La tragédie s’inscrit dans une histoire familiale complexe qu’Imogène retrace en puisant dans le contenu d’une malle que son père lui a léguée. Cette dernière contient moult surprises et révélations. Journaux intimes (de son père et de son arrière grand-mère), lettres, poèmes se mêlent ainsi aux propres souvenirs de la narratrice.
Le présent se nourrit d’un passé fort trouble, dominé par le non-dit. Peu importe que le lecteur devine rapidement l’élément déclencheur du drame, en effet, ceci n’est pas un roman mais davantage un patchwork d’impressions et de suggestions. Ce poème en prose joue avec les images et les mots, de manière singulièrement émouvante. L’écho n’y est pas seulement un jeu stylistique. L’idée de répétition se rapporte en effet directement au thème central de l’atavisme, lui-même prétexte à une magistrale arborescence. Jennifer Johnston aborde délicatement des sujets douloureux – la répression de l’homosexualité au début du vingtième siècle, la judéité et le nazisme ou encore la frontière ténue qui sépare le refuge dans l’imaginaire et la folie.

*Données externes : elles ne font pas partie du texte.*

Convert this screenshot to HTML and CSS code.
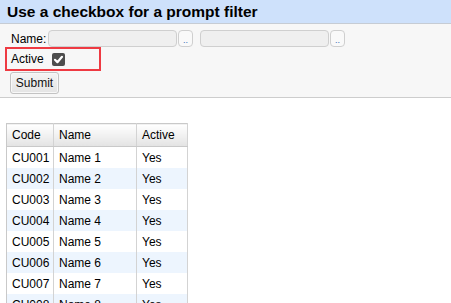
FILE: index.html
```html
<!DOCTYPE html>
<html>
<head>
<meta charset="utf-8">
<link rel="stylesheet" href="styles.css">
</head>
<body>
<div class="titlebar">Use a checkbox for a prompt filter</div>
<div class="panel">
  <div class="row name-row">
    <span class="label">Name:</span>
    <span class="field"></span><span class="pick">..</span>
    <span class="field second"></span><span class="pick">..</span>
  </div>
  <div class="active-box">
    <span class="label">Active</span>
    <span class="check"><svg width="13" height="13" viewBox="0 0 13 13"><path d="M3 6.8 L5.4 9.2 L10 3.8" fill="none" stroke="#fff" stroke-width="2.2" stroke-linecap="round" stroke-linejoin="round"/></svg></span>
  </div>
  <div class="row submit-row"><span class="btn">Submit</span></div>
</div>
<table class="grid">
  <thead>
    <tr><th class="c1">Code</th><th class="c2">Name</th><th class="c3">Active</th></tr>
  </thead>
  <tbody>
    <tr><td>CU001</td><td>Name 1</td><td>Yes</td></tr>
    <tr><td>CU002</td><td>Name 2</td><td>Yes</td></tr>
    <tr><td>CU003</td><td>Name 3</td><td>Yes</td></tr>
    <tr><td>CU004</td><td>Name 4</td><td>Yes</td></tr>
    <tr><td>CU005</td><td>Name 5</td><td>Yes</td></tr>
    <tr><td>CU006</td><td>Name 6</td><td>Yes</td></tr>
    <tr><td>CU007</td><td>Name 7</td><td>Yes</td></tr>
    <tr><td>CU008</td><td>Name 8</td><td>Yes</td></tr>
  </tbody>
</table>
</body>
</html>
```
FILE: styles.css
```css
html, body {
  margin: 0;
  padding: 0;
  background: #fff;
  font-family: "Liberation Sans", Arial, sans-serif;
  font-size: 12px;
  color: #000;
  overflow: hidden;
}
.titlebar {
  height: 23px;
  line-height: 23px;
  background: #cee1fb;
  border-bottom: 1px solid #c6ccd4;
  padding-left: 7px;
  font-weight: bold;
  font-size: 15.5px;
}
.panel {
  background: #f7f7f7;
  border-bottom: 1px solid #cdcdcd;
  padding: 6px 0 1px 0;
  height: 66px;
}
.row {
  display: flex;
  align-items: center;
}
.name-row {
  padding-left: 11px;
  height: 17px;
}
.name-row .label {
  width: 37px;
}
.field {
  width: 127px;
  height: 15px;
  border: 1px solid #cfcfcf;
  border-radius: 4px;
  background: #efefef;
}
.field.second {
  margin-left: 7px;
}
.pick {
  width: 13px;
  height: 15px;
  margin-left: 1px;
  border: 1px solid #cfcfcf;
  border-radius: 4px;
  background: #f9f9f9;
  font-size: 9px;
  line-height: 19px;
  text-align: center;
  color: #3b6fb6;
  overflow: hidden;
}
.active-box {
  margin: 0 0 0 5px;
  width: 88px;
  height: 20px;
  border: 2px solid #ee3a42;
  display: flex;
  align-items: center;
  padding-left: 4px;
  box-sizing: content-box;
}
.active-box .label {
  width: 41px;
}
.check {
  width: 13px;
  height: 13px;
  background: #4d4d4d;
  border-radius: 2px;
  display: flex;
}
.submit-row {
  padding-left: 10px;
  margin-top: 1px;
}
.btn {
  width: 47px;
  height: 20px;
  border: 1px solid #c3c3c3;
  border-radius: 3px;
  background: linear-gradient(#f4f4f4, #e4e4e4);
  box-shadow: inset 0 0 0 1px #f8f8f8;
  text-align: center;
  line-height: 20px;
  color: #111;
}
.grid {
  margin: 25px 0 0 6px;
  border-collapse: collapse;
  border: 1px solid #c9c9c9;
  width: 182px;
}
.grid th {
  height: 22px;
  text-align: left;
  font-weight: normal;
  padding: 0 0 0 5px;
  background: linear-gradient(#ffffff, #e3e3e3);
  border-right: 1px solid #d3d3d3;
  border-bottom: 1px solid #c9c9c9;
}
.grid td {
  height: 21px;
  padding: 0 0 0 5px;
  border-right: 1px solid #d3d3d3;
}
.grid tbody tr:nth-child(even) td {
  background: #edf5fe;
}
.c1 { width: 41px; }
.c2 { width: 77px; }
.c3 { width: 45px; }
```
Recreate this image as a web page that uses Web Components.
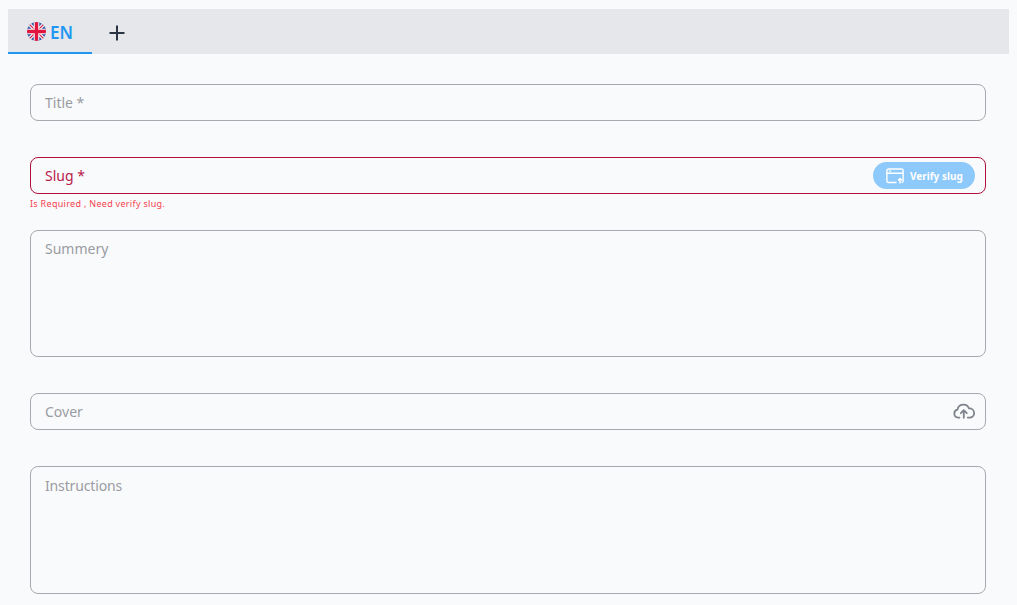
<!DOCTYPE html>
<html lang="en">
<head>
<meta charset="utf-8">
<title>Post form</title>
<style>
  html, body { height: 100%; }
  body {
    margin: 0;
    padding: 9px 8px 0;
    box-sizing: border-box;
    background: #f9fafc;
    font-family: "Noto Sans", "Open Sans", sans-serif;
    overflow: hidden;
  }
  form-panel { padding: 30px 23px 0 22px; }
</style>
</head>
<body>
<lang-tabs></lang-tabs>
<form-panel>
  <form-field label="Title *"></form-field>
  <form-field label="Slug *" error="Is Required , Need verify slug.">
    <verify-button slot="end">Verify slug</verify-button>
  </form-field>
  <form-field label="Summery" multiline></form-field>
  <form-field label="Cover">
    <svg slot="end" width="22" height="22" viewBox="0 1 22 22" fill="none" stroke="#7f838b" stroke-width="1.8" stroke-linecap="round" stroke-linejoin="round">
      <path d="M6.5 17.6H5.2a4 4 0 0 1-.7-7.9A6 6 0 0 1 16 8.4a4.6 4.6 0 0 1 1 9.2h-2.2"/>
      <path d="M10.8 17.8v-7.3M7.8 13.2l3-3 3 3"/>
    </svg>
  </form-field>
  <form-field label="Instructions" multiline tall></form-field>
</form-panel>

<script>
class LangTabs extends HTMLElement {
  constructor() {
    super();
    this.attachShadow({ mode: 'open' });
  }

  connectedCallback() {
    this.shadowRoot.innerHTML = `
      <style>
        :host {
          display: flex;
          align-items: stretch;
          height: 45px;
          background: #e5e7eb;
        }
        .tab {
          display: flex;
          align-items: center;
          gap: 4px;
          box-sizing: border-box;
          width: 84px;
          padding: 2px 0 0 19px;
          border-bottom: 2px solid #2196f3;
          color: #2196f3;
          font-size: 17px;
          font-weight: 600;
        }
        .tab span { padding-top: 1px; }
        .add {
          display: flex;
          align-items: center;
          padding: 2px 0 0 16px;
        }
      </style>
      <div class="tab">
        <svg width="19" height="19" viewBox="0 0 19 19">
          <defs><clipPath id="round"><circle cx="9.5" cy="9.5" r="9.5"/></clipPath></defs>
          <g clip-path="url(#round)">
            <rect width="19" height="19" fill="#2f55a4"/>
            <path d="M0 0 19 19M19 0 0 19" stroke="#f4f4f6" stroke-width="3.4"/>
            <path d="M0 0 19 19M19 0 0 19" stroke="#e0163f" stroke-width="1.1"/>
            <path d="M9.5 0v19M0 9.500h19" stroke="#f4f4f6" stroke-width="5.6"/>
            <path d="M9.5 0v19M0 9.500h19" stroke="#e0163f" stroke-width="3.4"/>
          </g>
        </svg>
        <span>EN</span>
      </div>
      <div class="add">
        <svg width="18" height="18" viewBox="0 0 18 18" stroke="#2b3443" stroke-width="2">
          <path d="M9 1.500v15M1.500 9h15"/>
        </svg>
      </div>
    `;
  }
}

class FormPanel extends HTMLElement {
  constructor() {
    super();
    this.attachShadow({ mode: 'open' });
  }

  connectedCallback() {
    this.shadowRoot.innerHTML = `
      <style>
        :host { display: block; }
      </style>
      <slot></slot>
    `;
  }
}

class FormField extends HTMLElement {
  constructor() {
    super();
    this.attachShadow({ mode: 'open' });
  }

  connectedCallback() {
    const label = this.getAttribute('label');
    const error = this.getAttribute('error');
    this.shadowRoot.innerHTML = `
      <style>
        :host { display: block; }
        .box {
          display: flex;
          align-items: center;
          justify-content: space-between;
          box-sizing: border-box;
          height: 37px;
          padding: 0 10px 0 14px;
          border: 1px solid #a7a9b0;
          border-radius: 8px;
          color: #999ca2;
          font-size: 14px;
        }
        :host([multiline]) .box {
          align-items: flex-start;
          height: 127px;
          padding-top: 8px;
        }
        :host([tall]) .box {
          height: 128px;
          padding-top: 9px;
          letter-spacing: -.15px;
        }
        :host([error]) .box {
          border-color: #b0123b;
          color: #b8204a;
        }
        .msg {
          height: 36px;
          padding-top: 3px;
          box-sizing: border-box;
          color: #f5424f;
          font-size: 9px;
          line-height: 13px;
          letter-spacing: .3px;
        }
        ::slotted([slot="end"]) { flex: none; }
      </style>
      <div class="box">
        <span>${label}</span>
        <slot name="end"></slot>
      </div>
      <div class="msg">${error || ''}</div>
    `;
  }
}

class VerifyButton extends HTMLElement {
  constructor() {
    super();
    this.attachShadow({ mode: 'open' });
  }

  connectedCallback() {
    this.shadowRoot.innerHTML = `
      <style>
        :host {
          display: flex;
          align-items: center;
          gap: 6px;
          box-sizing: border-box;
          width: 102px;
          height: 27px;
          padding-left: 13px;
          border-radius: 14px;
          background: #8ec9fb;
          color: #fff;
          font-size: 10px;
          font-weight: 700;
        }
      </style>
      <svg width="18" height="16" viewBox="0 0 18 16" fill="none" stroke="#fff" stroke-width="1.400" stroke-linecap="round" stroke-linejoin="round">
        <path d="M10 14.500H2.500a1.600 1.600 0 0 1-1.600-1.600V2.600A1.600 1.600 0 0 1 2.500 1h13a1.600 1.600 0 0 1 1.600 1.600v10.300a1.600 1.600 0 0 1-1 1.500"/>
        <path d="M1 5.200h16M3.500 3.100h1.200M14 15v-4.400M12.400 12l1.600-1.600 1.600 1.600"/>
      </svg>
      <slot></slot>
    `;
  }
}

customElements.define('lang-tabs', LangTabs);
customElements.define('form-panel', FormPanel);
customElements.define('form-field', FormField);
customElements.define('verify-button', VerifyButton);
</script>
</body>
</html>
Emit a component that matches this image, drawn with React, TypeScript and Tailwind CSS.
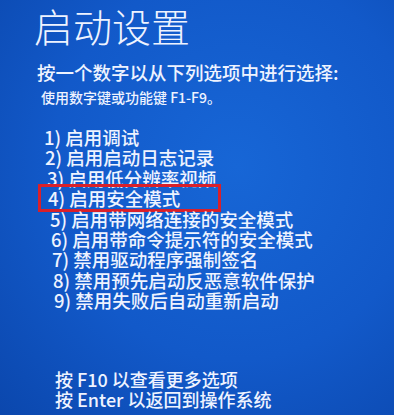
import React from "react";

const items = [
  { t: "1) 启用调试", ml: "ml-[44px]" },
  { t: "2) 启用启动日志记录", ml: "ml-[45px]" },
  { t: "3) 启用低分辨率视频", ml: "ml-[47px]" },
  { t: "4) 启用安全模式", ml: "ml-[48px]", box: true },
  { t: "5) 启用带网络连接的安全模式", ml: "ml-[50px]" },
  { t: "6) 启用带命令提示符的安全模式", ml: "ml-[51px]" },
  { t: "7) 禁用驱动程序强制签名", ml: "ml-[52px]" },
  { t: "8) 禁用预先启动反恶意软件保护", ml: "ml-[53px]" },
  { t: "9) 禁用失败后自动重新启动", ml: "ml-[54px]" },
];

export default function App() {
  return (
    <div
      className="w-[394px] h-[415px] overflow-hidden text-[#eef3ff] bg-[radial-gradient(ellipse_at_60%_40%,#1766d6_0%,#1259c9_55%,#0b47ad_100%)]"
      style={{ fontFamily: '"Noto Sans CJK SC", "Noto Sans", sans-serif' }}
    >
      <div className="flex flex-col">
        <div className="ml-[34px] mt-[2px] text-[39px] leading-[46px] font-light">启动设置</div>
        <div className="ml-[37px] mt-[12px] text-[18.5px] leading-[24px] font-medium">
          按一个数字以从下列选项中进行选择:
        </div>
        <div className="ml-[41px] mt-[4px] text-[14px] leading-[18px] font-medium">使用数字键或功能键 F1-F9。</div>
        <div className="mt-[21px] flex flex-col">
          {items.map((it) => (
            <div key={it.t} className={`relative ${it.ml} text-[18.5px] leading-[20.4px] font-medium whitespace-nowrap`}>
              {it.t}
              {it.box && (
                <div className="absolute left-[-10px] top-[-4px] w-[183px] h-[28px] border-[3px] border-[#d9202a]" />
              )}
            </div>
          ))}
        </div>
        <div className="mt-[58px] flex flex-col">
          <div className="ml-[55px] text-[18px] leading-[20px] font-medium">按 F10 以查看更多选项</div>
          <div className="ml-[55px] text-[18px] leading-[20px] font-medium">按 Enter 以返回到操作系统</div>
        </div>
      </div>
    </div>
  );
}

Elle montre également beaucoup de perspicacité dans son analyse de l’incompréhension réciproque entre parents et enfants « J’avais dix-sept ans …Pour moi, les adultes étaient des personnes achevées et la maturité consistait à atteindre cet état d’achèvement. » L’expérience de la vie, comme le constate Imogène à travers ce journal décousu », entraîne un propos plus nuancé.
A l’instar de Petite musique des adieux, son précédent roman paru l’an dernier chez Belfond,
Ceci n’est pas un roman, dit l’essentiel sans s’embarrasser de fioritures et confirme s’il en était besoin Jennifer Johnston dans sa stature de grand écrivain.